Agricultural Hall of Fame - JASPER EDGAR WINSLOW

JASPER EDGAR WINSLOW
August 10, 1881 - April 6, 1958

Jasper Edgar Winslow possessed foresight, courage and determination to place tobacco economy on a sound basis. More than a decade before the depression initiated federal controls for tobacco production, Mr. Winslow advocated them. His proposals fell on deaf ears until the 1930s when President Roosevelt formed a blue-ribbon committee to rebuild agriculture. Writing provisions for tobacco controls in the 1938 Triple-A Act was left largely in Committee Member Winslow's capable hands; and the program he penned is substantially unaltered thirty years later.

Jasper Winslow

Born in Wayne County, Mr. Winslow grew up in Kansas City, Missouri.
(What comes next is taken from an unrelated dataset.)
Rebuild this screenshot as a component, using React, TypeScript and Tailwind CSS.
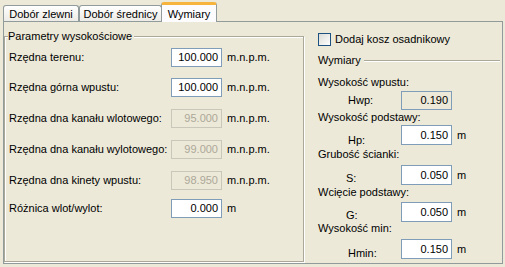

He attended Earlham College at Richmond, Indiana, and then went into newspapering and banking before a love for the out-of-doors instigated his return to North Carolina. In his native state he first opened a livestock business, then went into farming where he became one of the largest tobacco growers in North Carolina. He was a leader in formation of the North Carolina Farm Bureau, was elected its first president, served for 10 years, then was named President Emeritus for life. He served as a member of the State Board of Agriculture, a director of the Flue-Cured Tobacco Stabilization Corporation and supported the campaign to form Tobacco Associates. This public-spirited man worked constantly and unselfishly for the good of all farmers; and his career is best summed up, perhaps by a fellow worker and close friend who said: "I do not know of anyone who has done so much for so many and at his own expense."